- [Brief] Repeat the listing that follows, character for character, minus the pictures.

╔══

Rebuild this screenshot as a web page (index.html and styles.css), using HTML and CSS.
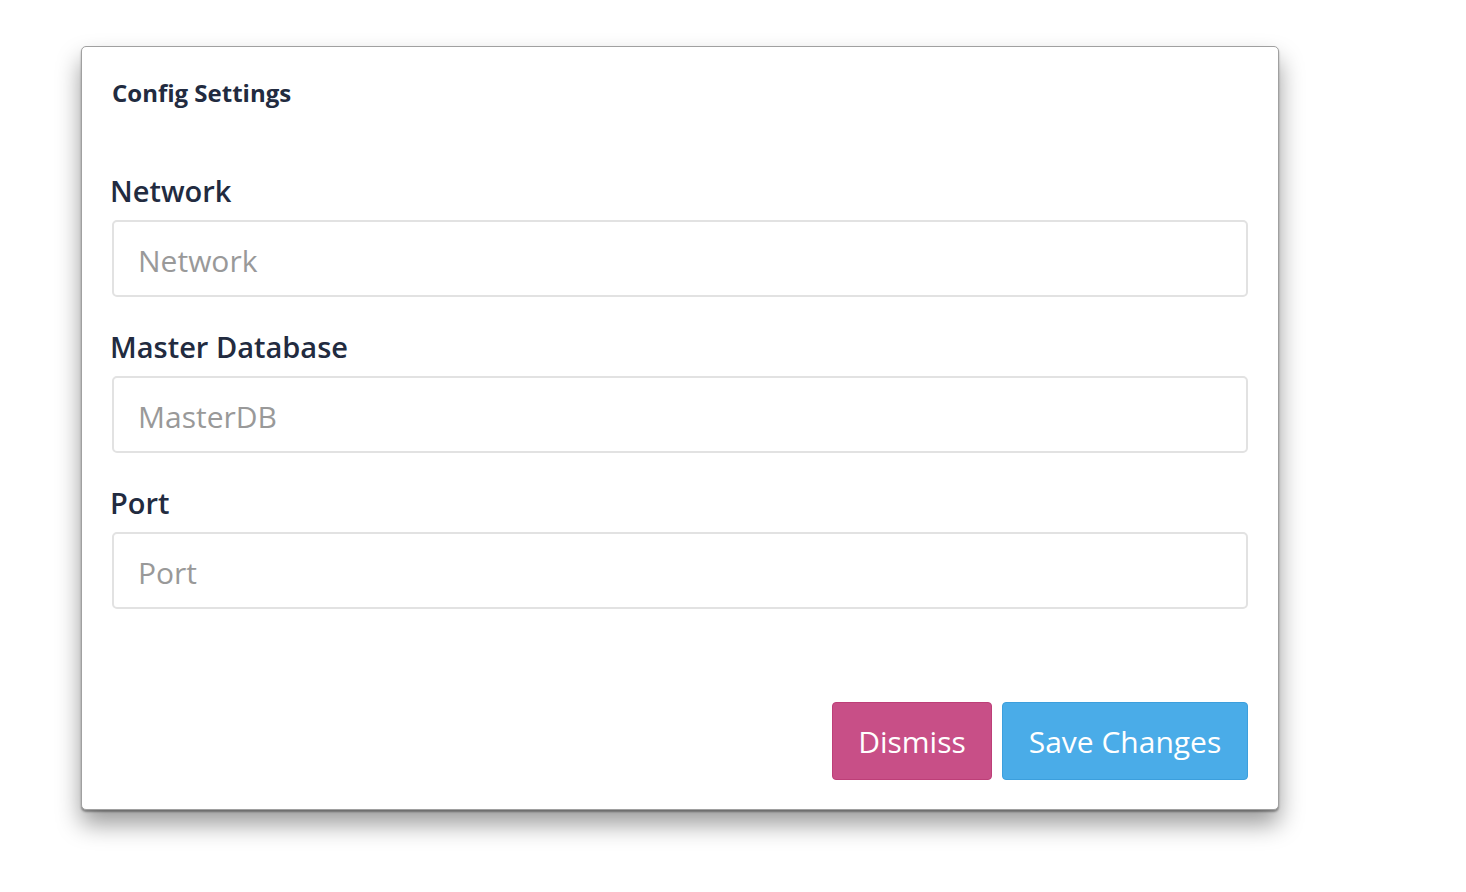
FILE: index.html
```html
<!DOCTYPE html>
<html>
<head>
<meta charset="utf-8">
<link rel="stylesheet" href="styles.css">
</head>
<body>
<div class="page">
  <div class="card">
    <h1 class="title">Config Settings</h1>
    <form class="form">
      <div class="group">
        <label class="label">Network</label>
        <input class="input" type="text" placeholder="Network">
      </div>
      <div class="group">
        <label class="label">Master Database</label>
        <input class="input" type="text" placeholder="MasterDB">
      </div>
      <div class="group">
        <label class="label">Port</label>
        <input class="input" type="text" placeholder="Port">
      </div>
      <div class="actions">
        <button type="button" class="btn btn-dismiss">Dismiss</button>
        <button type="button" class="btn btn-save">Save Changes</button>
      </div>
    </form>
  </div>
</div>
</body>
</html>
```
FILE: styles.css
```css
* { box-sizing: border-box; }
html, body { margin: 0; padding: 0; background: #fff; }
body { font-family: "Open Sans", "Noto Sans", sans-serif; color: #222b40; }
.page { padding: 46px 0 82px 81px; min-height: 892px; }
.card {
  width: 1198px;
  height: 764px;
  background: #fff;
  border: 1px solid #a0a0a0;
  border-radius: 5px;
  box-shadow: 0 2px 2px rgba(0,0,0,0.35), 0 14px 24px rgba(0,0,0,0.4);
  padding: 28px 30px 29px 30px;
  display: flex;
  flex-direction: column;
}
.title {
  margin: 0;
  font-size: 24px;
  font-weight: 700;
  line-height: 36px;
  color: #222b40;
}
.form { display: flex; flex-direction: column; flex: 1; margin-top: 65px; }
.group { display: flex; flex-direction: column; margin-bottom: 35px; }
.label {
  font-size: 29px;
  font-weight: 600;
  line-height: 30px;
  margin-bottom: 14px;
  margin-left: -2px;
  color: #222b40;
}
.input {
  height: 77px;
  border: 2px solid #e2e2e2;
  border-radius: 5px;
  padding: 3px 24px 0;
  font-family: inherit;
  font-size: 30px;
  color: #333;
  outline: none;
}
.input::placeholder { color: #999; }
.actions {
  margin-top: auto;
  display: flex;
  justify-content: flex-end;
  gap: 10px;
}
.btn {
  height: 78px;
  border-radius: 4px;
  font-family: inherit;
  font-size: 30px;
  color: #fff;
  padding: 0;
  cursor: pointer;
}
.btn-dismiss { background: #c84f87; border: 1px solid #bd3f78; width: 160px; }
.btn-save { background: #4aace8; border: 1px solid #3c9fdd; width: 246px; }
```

╚══

- [Solved problem]
Rebuild this screenshot as a web page (index.html and styles.css), using HTML and CSS.
FILE: index.html
```html
<!DOCTYPE html>
<html>
<head>
<meta charset="utf-8">
<link rel="stylesheet" href="styles.css">
</head>
<body>
<div class="page">
  <div class="card">
    <h1 class="title">Config Settings</h1>
    <form class="form">
      <div class="group">
        <label class="label">Network</label>
        <input class="input" type="text" placeholder="Network">
      </div>
      <div class="group">
        <label class="label">Master Database</label>
        <input class="input" type="text" placeholder="MasterDB">
      </div>
      <div class="group">
        <label class="label">Port</label>
        <input class="input" type="text" placeholder="Port">
      </div>
      <div class="actions">
        <button type="button" class="btn btn-dismiss">Dismiss</button>
        <button type="button" class="btn btn-save">Save Changes</button>
      </div>
    </form>
  </div>
</div>
</body>
</html>
```
FILE: styles.css
```css
* { box-sizing: border-box; }
html, body { margin: 0; padding: 0; background: #fff; }
body { font-family: "Open Sans", "Noto Sans", sans-serif; color: #222b40; }
.page { padding: 46px 0 82px 81px; min-height: 892px; }
.card {
  width: 1198px;
  height: 764px;
  background: #fff;
  border: 1px solid #a0a0a0;
  border-radius: 5px;
  box-shadow: 0 2px 2px rgba(0,0,0,0.35), 0 14px 24px rgba(0,0,0,0.4);
  padding: 28px 30px 29px 30px;
  display: flex;
  flex-direction: column;
}
.title {
  margin: 0;
  font-size: 24px;
  font-weight: 700;
  line-height: 36px;
  color: #222b40;
}
.form { display: flex; flex-direction: column; flex: 1; margin-top: 65px; }
.group { display: flex; flex-direction: column; margin-bottom: 35px; }
.label {
  font-size: 29px;
  font-weight: 600;
  line-height: 30px;
  margin-bottom: 14px;
  margin-left: -2px;
  color: #222b40;
}
.input {
  height: 77px;
  border: 2px solid #e2e2e2;
  border-radius: 5px;
  padding: 3px 24px 0;
  font-family: inherit;
  font-size: 30px;
  color: #333;
  outline: none;
}
.input::placeholder { color: #999; }
.actions {
  margin-top: auto;
  display: flex;
  justify-content: flex-end;
  gap: 10px;
}
.btn {
  height: 78px;
  border-radius: 4px;
  font-family: inherit;
  font-size: 30px;
  color: #fff;
  padding: 0;
  cursor: pointer;
}
.btn-dismiss { background: #c84f87; border: 1px solid #bd3f78; width: 160px; }
.btn-save { background: #4aace8; border: 1px solid #3c9fdd; width: 246px; }
```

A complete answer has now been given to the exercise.